I get that folks love wigs for the variety of hairstyles and colours they offer. And again, they are a great option if you're someone who needs (or wants to) change your hairstyle, particularly if the style you're hoping for has the potential to cause severe damage to your actual hair. But if the excuse is that they're "easier" to maintain than natural hair, baby, I'm just not seeing it.

There is still this idea within the Black community that our hair is ‘difficult’ to deal with. And yes, that notion is a product of white supremacy, but it is a feeling that many Black people have internalised and continue to perpetuate. There is also the pervasive feeling that our hair needs to be ‘presentable’ and ‘done’ at all times. These pressures never seem to apply so strongly to women of other races.

If you really do think Afro-textured hair is ‘difficult’ — I know, detangling is a b*tch — but you're putting so much effort in styling wigs that allegedly are not difficult because of their silky texture… I have to scratch my head a bit. If you're going to do all that wig work on a regular basis, and the point is to give yourself a "styling break," why not just get more intimate with your natural hair? Why not embrace it in its full versatility?

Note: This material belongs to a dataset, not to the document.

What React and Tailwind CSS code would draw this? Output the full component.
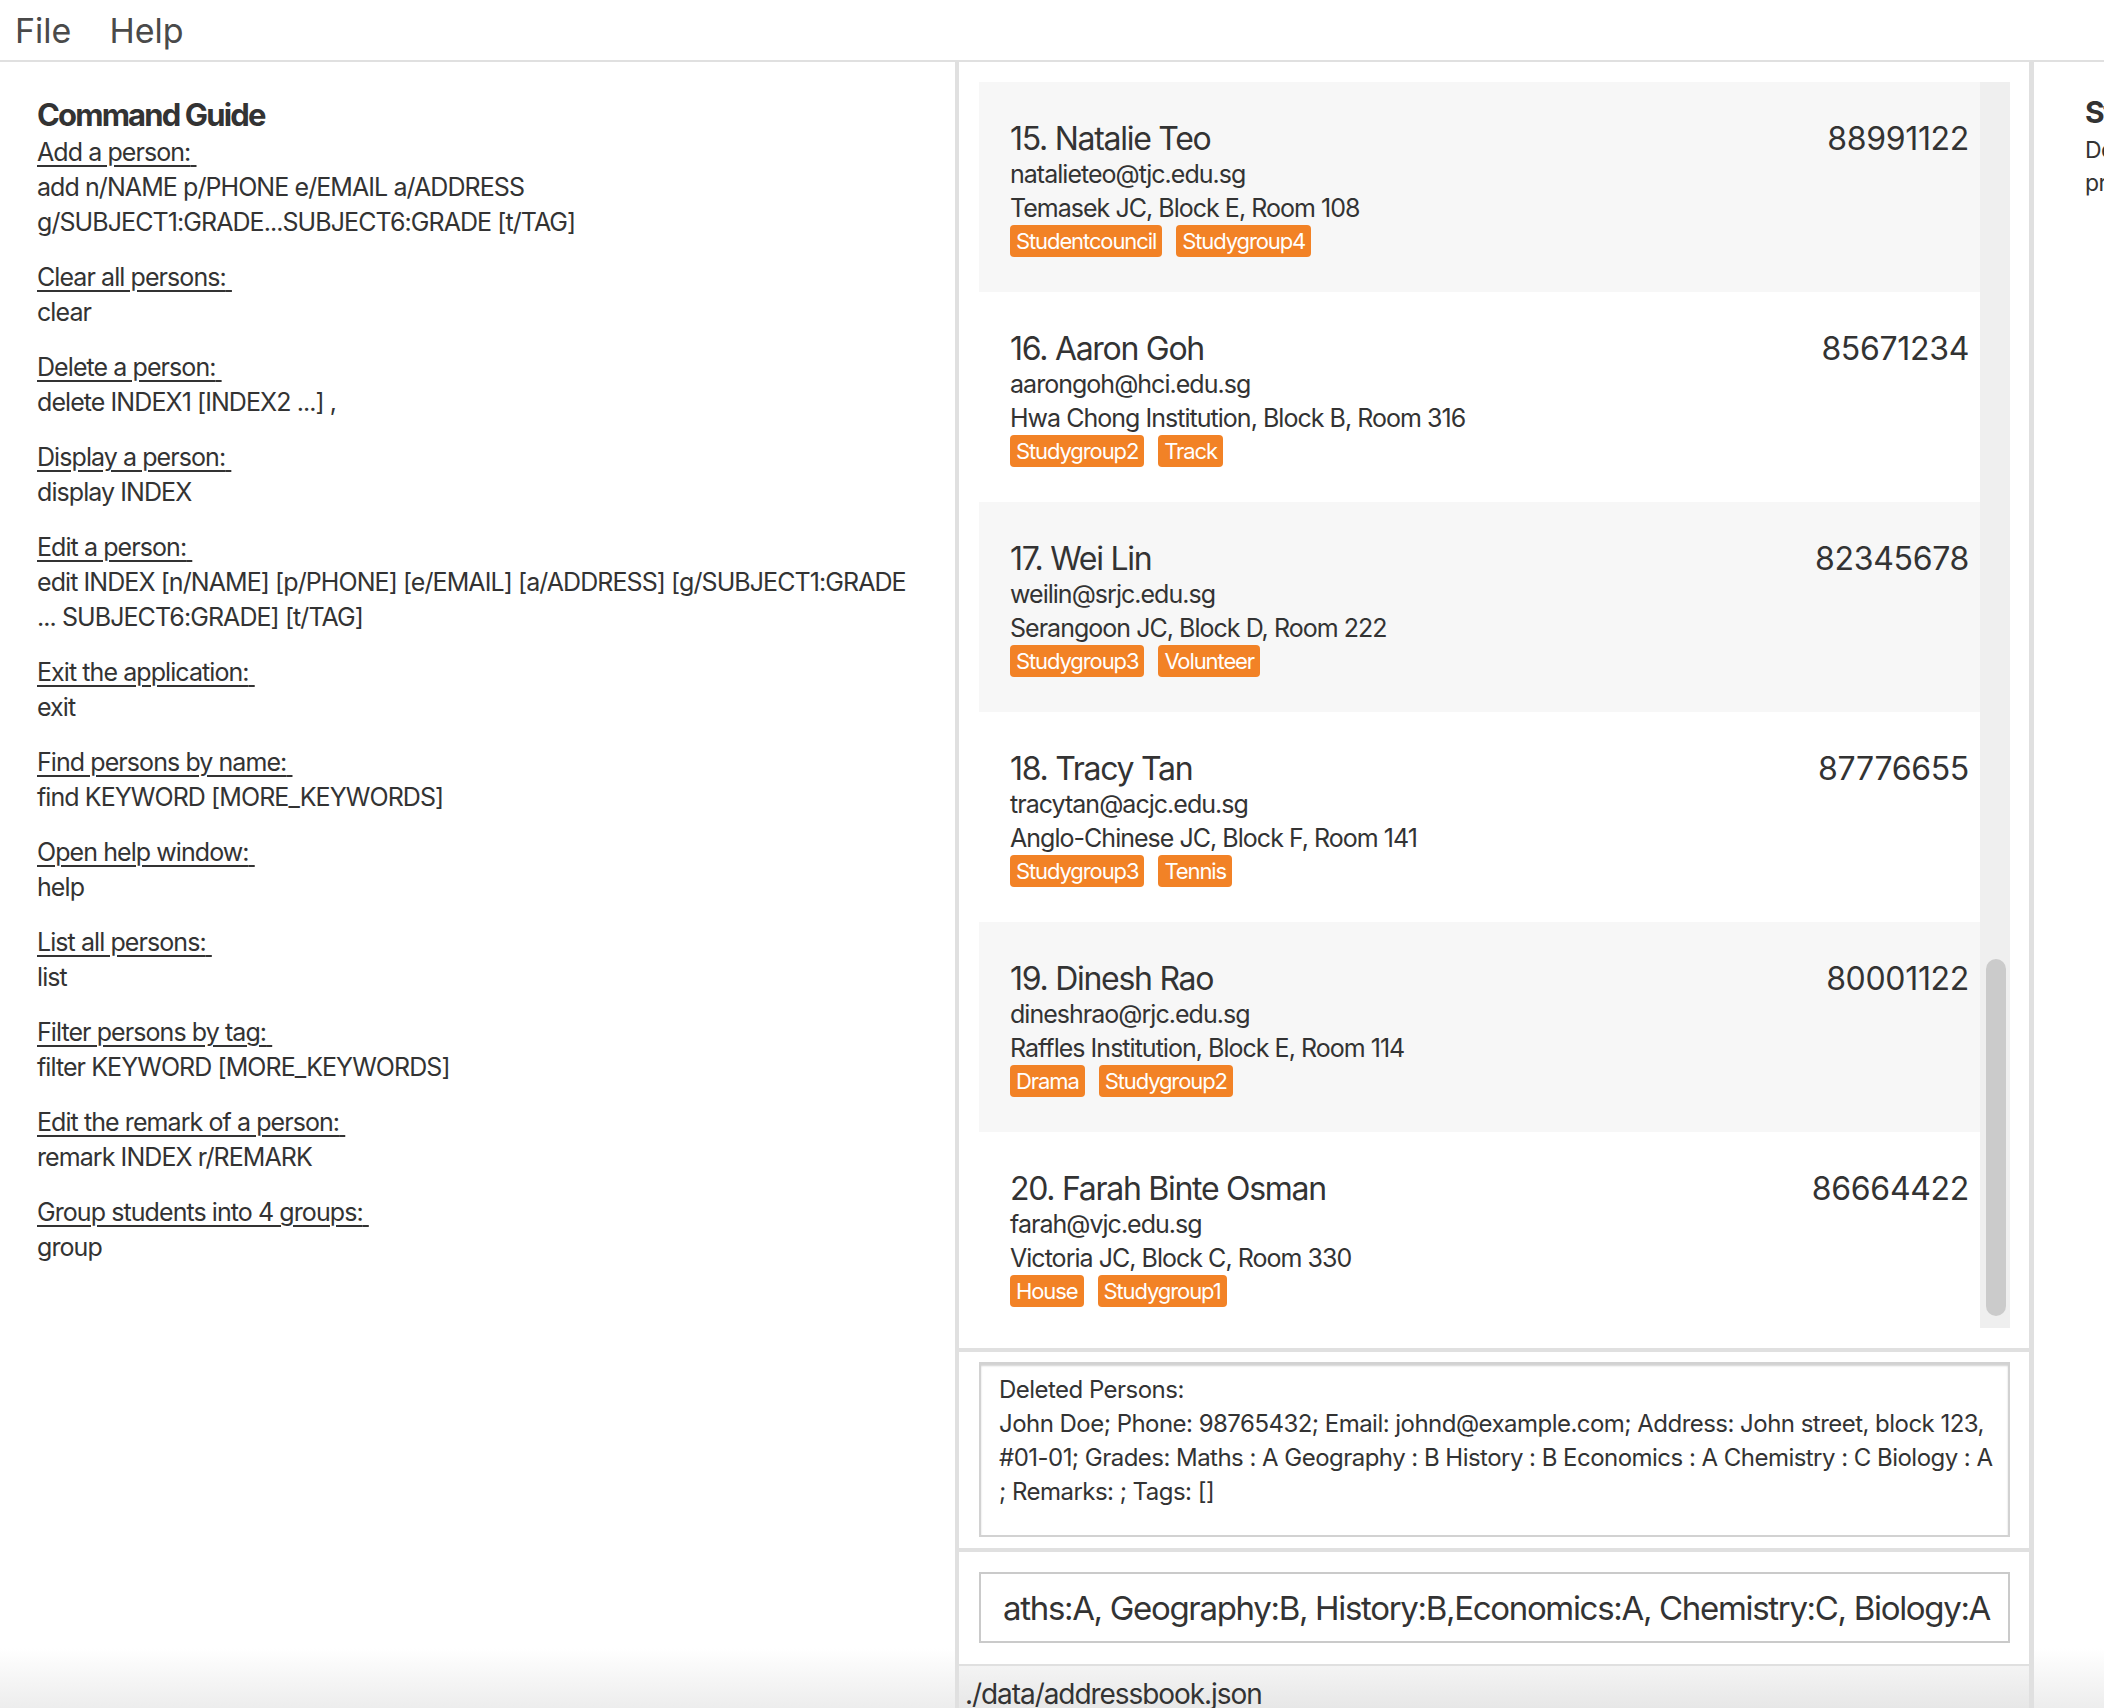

Most of the slayed lace-fronts we see are in silky, straight, or slightly wavy textures, which aren't naturally common amongst most Black women, particularly monoracial Black women. It would be one thing if the wigs we were wearing were mostly kinky or tightly-coiled, but for the most part, that's not the case. Many Black women like the look of straighter hair. Indeed, many prefer it to their kinks, and I wish y'all would just admit it.

That said, with all the fuss attached to wearing wigs so frequently, I think it's time for us to retire the "I'm taking a break from styling" excuse and really examine what is at the root of all this.

The first step is to admit that wigs aren't the walk in the park some folks may have you believe they are. They take time, care, and maintenance — just like our natural hair. It's just a question of how you are choosing to spend your time, and examining why.